Aim of the task :: Carry none of the pictures over; set down the material below exactly.

Data block ::
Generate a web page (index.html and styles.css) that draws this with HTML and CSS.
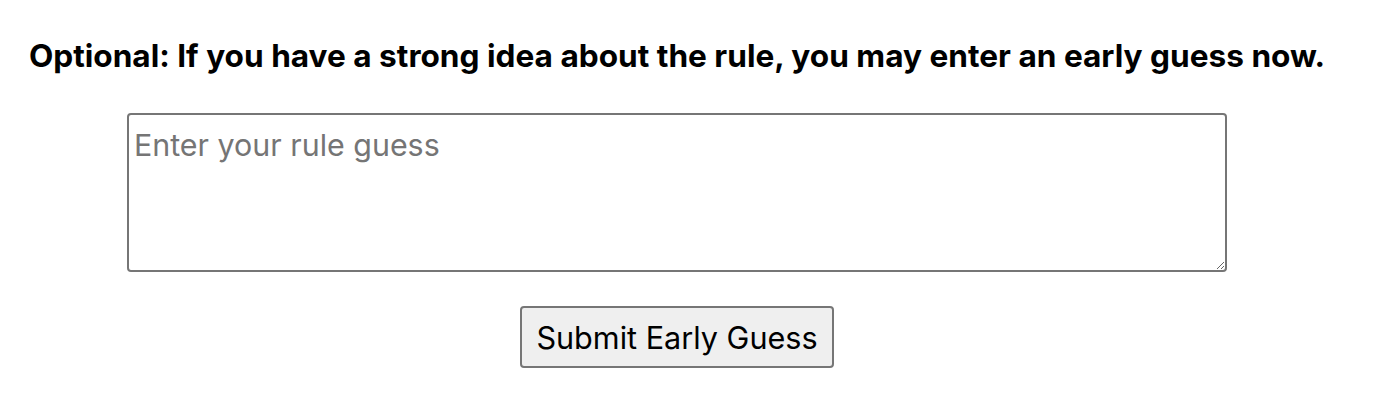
FILE: index.html
```html
<!DOCTYPE html>
<html>
<head>
<meta charset="utf-8">
<link rel="stylesheet" href="styles.css">
</head>
<body>
<div class="wrap">
  <h2 class="title">Optional: If you have a strong idea about the rule, you may enter an early guess now.</h2>
  <textarea class="guess" placeholder="Enter your rule guess"></textarea>
  <button class="submit">Submit Early Guess</button>
</div>
</body>
</html>
```

FILE: styles.css
```css
html, body {
  margin: 0;
  padding: 0;
  background: #fff;
}
.wrap {
  width: 1354px;
  display: flex;
  flex-direction: column;
  align-items: center;
  font-family: Inter, "Liberation Sans", sans-serif;
  padding-top: 38px;
}
.title {
  margin: 0;
  font-size: 31.6px;
  font-weight: bold;
  line-height: 36px;
  color: #000;
  text-align: center;
  white-space: nowrap;
}
.guess {
  box-sizing: border-box;
  width: 1100px;
  height: 159px;
  margin-top: 39px;
  border: 2px solid #767676;
  border-radius: 4px;
  padding: 12px 5px;
  font-family: Inter, "Liberation Sans", sans-serif;
  font-size: 30.4px;
  line-height: 36px;
  resize: vertical;
}
.guess::placeholder {
  color: #757575;
}
.submit {
  box-sizing: border-box;
  margin-top: 34px;
  width: 314px;
  height: 62px;
  font-family: Inter, "Liberation Sans", sans-serif;
  font-size: 30.6px;
  color: #000;
  background: #efefef;
  border: 2px solid #767676;
  border-radius: 4px;
  padding: 0;
}
```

Written solution ::
Generate a web page (index.html and styles.css) that draws this with HTML and CSS.
FILE: index.html
```html
<!DOCTYPE html>
<html>
<head>
<meta charset="utf-8">
<link rel="stylesheet" href="styles.css">
</head>
<body>
<div class="wrap">
  <h2 class="title">Optional: If you have a strong idea about the rule, you may enter an early guess now.</h2>
  <textarea class="guess" placeholder="Enter your rule guess"></textarea>
  <button class="submit">Submit Early Guess</button>
</div>
</body>
</html>
```

FILE: styles.css
```css
html, body {
  margin: 0;
  padding: 0;
  background: #fff;
}
.wrap {
  width: 1354px;
  display: flex;
  flex-direction: column;
  align-items: center;
  font-family: Inter, "Liberation Sans", sans-serif;
  padding-top: 38px;
}
.title {
  margin: 0;
  font-size: 31.6px;
  font-weight: bold;
  line-height: 36px;
  color: #000;
  text-align: center;
  white-space: nowrap;
}
.guess {
  box-sizing: border-box;
  width: 1100px;
  height: 159px;
  margin-top: 39px;
  border: 2px solid #767676;
  border-radius: 4px;
  padding: 12px 5px;
  font-family: Inter, "Liberation Sans", sans-serif;
  font-size: 30.4px;
  line-height: 36px;
  resize: vertical;
}
.guess::placeholder {
  color: #757575;
}
.submit {
  box-sizing: border-box;
  margin-top: 34px;
  width: 314px;
  height: 62px;
  font-family: Inter, "Liberation Sans", sans-serif;
  font-size: 30.6px;
  color: #000;
  background: #efefef;
  border: 2px solid #767676;
  border-radius: 4px;
  padding: 0;
}
```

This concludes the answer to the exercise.